Nor does it interfere with the right of free statehood when an
external power stands by merely to see that the local government
ascertains and executes the just local sentiment to a proper extent.
The external power in that case is upholding the free statehood of the
region. It stands as surety for the continuance of free statehood.

The right of self-government, according to this view, is a conditional
universal right. When a community, inhabiting a region of such
territorial extent that it is not too large to make it possible for a
just public sentiment concerning its own affairs to be developed and
executed, and not so small as to make it inconvenient that it should
be in any respect free from external control, is of such moral and
intellectual capacity that it can form and execute a just public
sentiment concerning its internal affairs and its relations with other
communities, states and nations, it has not only the right of free
statehood,--that is, of political personality,--which is of universal
right, but also the right of self-government. The right of such a free
state to self-government is complete if there be no just political
connection or union between it and other free states, or partial, if
such a just connection or union exists, being limited, in this latter
case, to the extent necessary for the preservation, in due order, of
the connection or union.

The Declaration, by declaring the Colonies to be free and independent
States and following this statement by the statement that the
political connection between them and the State of Great Britain was
dissolved, leaves it doubtful whether the American claim was that the
Colonies had always been free and independent States in treaty
connection with Great Britain or merely free states in connection with
Great Britain under the law of nature and of nations. The arrangement
of the sentences was probably necessary to satisfy the extreme states
rights party, but the study of great documents discloses that nearly
all contain such compromises, and that the judgment of posterity
usually approves the judgment of the less extreme party.
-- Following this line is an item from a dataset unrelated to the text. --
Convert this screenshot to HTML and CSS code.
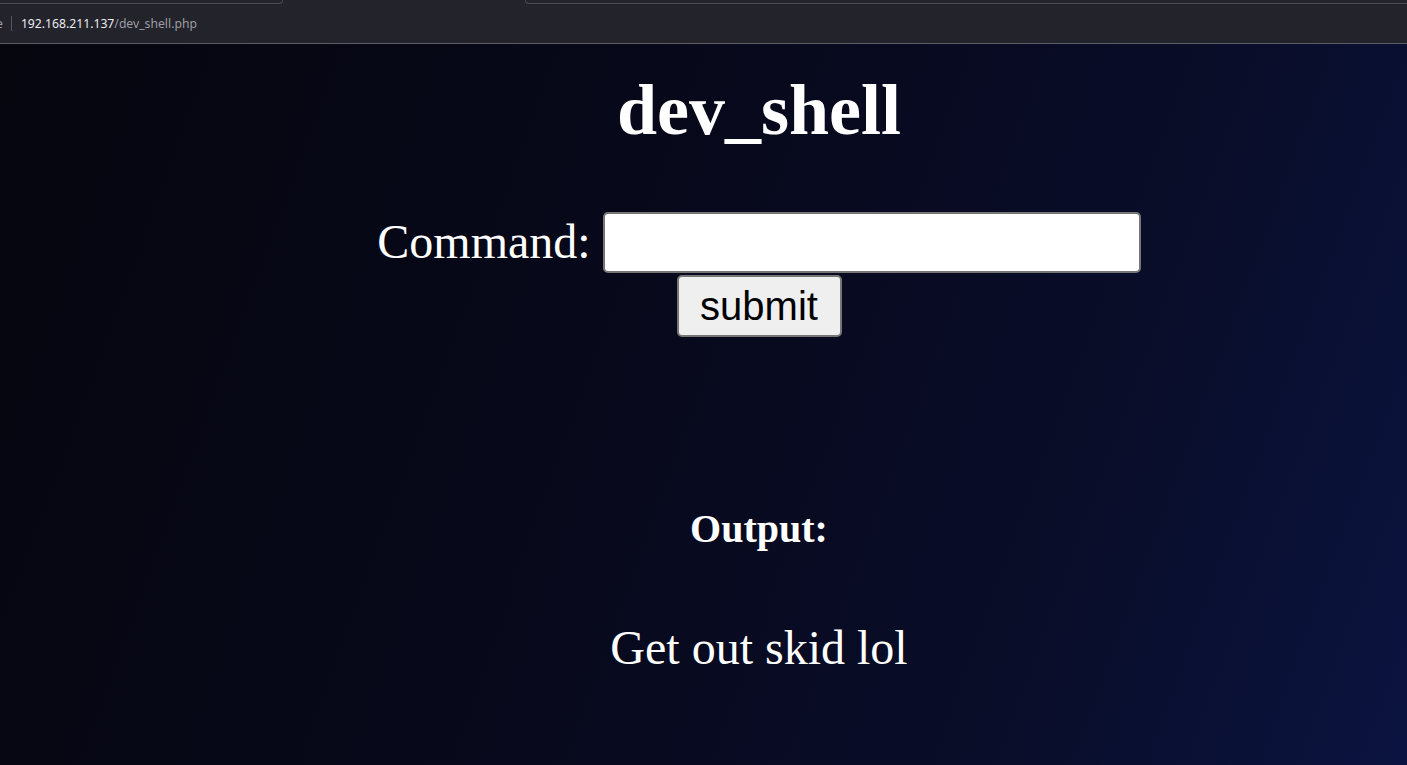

When we
consider, however, that even Jefferson, the most extreme of the states
rights party in the Continental Congress, has recorded his belief that
the whole issue of the Revolution could have been settled if Great
Britain had adopted the principle of Lord Chatham's bill, and if that
bill on the one side and the Fourth Resolution on the other had been
taken as the basis of settlement, it is at least not unreasonable to
conclude that the extreme states rights theory was put forward more in
order that the Americans might have something to concede in a bargain
with Great Britain than from any belief in the justness of it, and
that the real belief of the Americans was that the Colonies had always
been free states, but not independent until they so declared
themselves, and that their political connection with the State of
Great Britain was under the law of nature and of nations, and not by
implied treaty with the State of Great Britain.
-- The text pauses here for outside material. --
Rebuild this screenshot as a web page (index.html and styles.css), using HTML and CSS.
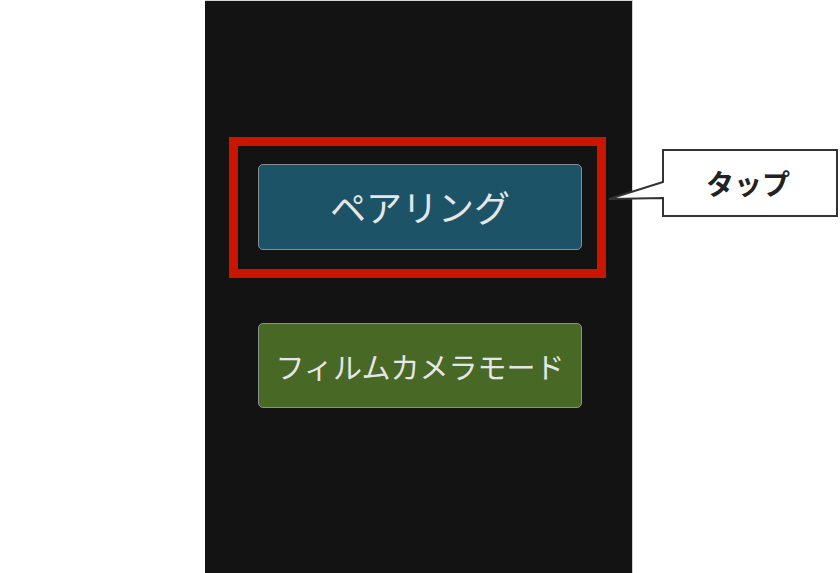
FILE: index.html
```html
<!DOCTYPE html>
<html lang="ja">
<head>
    <meta charset="UTF-8">
    <meta name="viewport" content="width=device-width, initial-scale=1.0">
    <link rel="stylesheet" href="styles.css">
    <title>ペアリング</title>
</head>
<body>
    <div id="page">
        <div id="screen">
            <div class="highlight">
                <button class="menu-btn pairing-btn">ペアリング</button>
            </div>
            <button class="menu-btn film-btn">フィルムカメラモード</button>
        </div>

        <div class="callout">
            <svg class="callout-shape" width="234" height="72" viewBox="0 0 234 72">
                <path d="M57 1 H231 V67 H57 V49 L3 50 L57 33 Z" fill="#fff" stroke="#333" stroke-width="2" stroke-linejoin="miter"/>
            </svg>
            <span class="callout-text">タップ</span>
        </div>
    </div>
</body>
</html>
```

FILE: styles.css
```css
body {
    margin: 0;
    padding: 0;
    background-color: #fff;
    font-family: 'Noto Sans CJK JP', 'Noto Sans', sans-serif;
}

#page {
    position: relative;
    width: 840px;
    height: 573px;
    overflow: hidden;
    display: flex;
    padding-left: 205px;
    box-sizing: border-box;
}

#screen {
    width: 428px;
    height: 573px;
    background-color: #131313;
    border-top: 1px solid #d8d8d8;
    border-right: 1px solid #d0d0d0;
    box-sizing: border-box;
    display: flex;
    flex-direction: column;
    align-items: flex-start;
    padding-top: 136px;
}

.highlight {
    margin-left: 24px;
    border: 9px solid #cc1500;
    padding: 18px 15px 19px 20px;
}

.menu-btn {
    width: 324px;
    height: 86px;
    border: 1px solid #8a8f91;
    border-radius: 5px;
    color: #e6e6e6;
    font-family: 'Noto Sans CJK JP', sans-serif;
    font-weight: 400;
    padding: 0;
    display: flex;
    align-items: center;
    justify-content: center;
}

.pairing-btn {
    background-color: #1d5366;
    font-size: 36px;
    padding-bottom: 2px;
}

.film-btn {
    margin-left: 53px;
    margin-top: 45px;
    height: 85px;
    background-color: #486826;
    font-size: 29px;
}

/* annotation bubble beside the screen */
.callout {
    position: absolute;
    left: 606px;
    top: 149px;
    width: 234px;
    height: 72px;
}

.callout-shape {
    position: absolute;
    left: 0;
    top: 0;
}

.callout-text {
    position: absolute;
    left: 54px;
    top: 1px;
    width: 176px;
    height: 66px;
    display: flex;
    align-items: center;
    justify-content: center;
    font-size: 28px;
    font-weight: 700;
    color: #222;
}
```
Independence was regarded, if this interpretation be correct, as a
conditional universal right of free states. Those free states which
conform to the conditions necessary to independence--great physical
strength, great moral and intellectual ability, and great qualities of
leadership--were regarded as entitled to the right of independence.
But independence of a free state, as regarded other free states,
meant, to the Fathers, only leadership and judgeship. The law of
nature and of nations, being universal, they considered as abolishing
sovereignty in the European sense, so that the highest function of an
independent State was to be the Justiciar of other States. In the
literature of the Revolution we find the rights of free and
independent states described as rights of "jurisdiction"--not of
"sovereignty."

Connection between free States on free principles was regarded by the
Fathers as the proper and perhaps the normal condition. They
recognized that connection, while based on the assumption of the
original independence of the units, necessarily implied a surrender of
the right of final decision concerning all or a part of the common
purposes to a Justiciar State, or of the right of legislation for the
common purposes, expressly defined by written agreement, to a Central
Government. Political connection with European States was dissolved in
the Revolution, and thereafter refrained from, because the European
States stood for a law of nature and of nations which did not permit
of free states being connected on free principles.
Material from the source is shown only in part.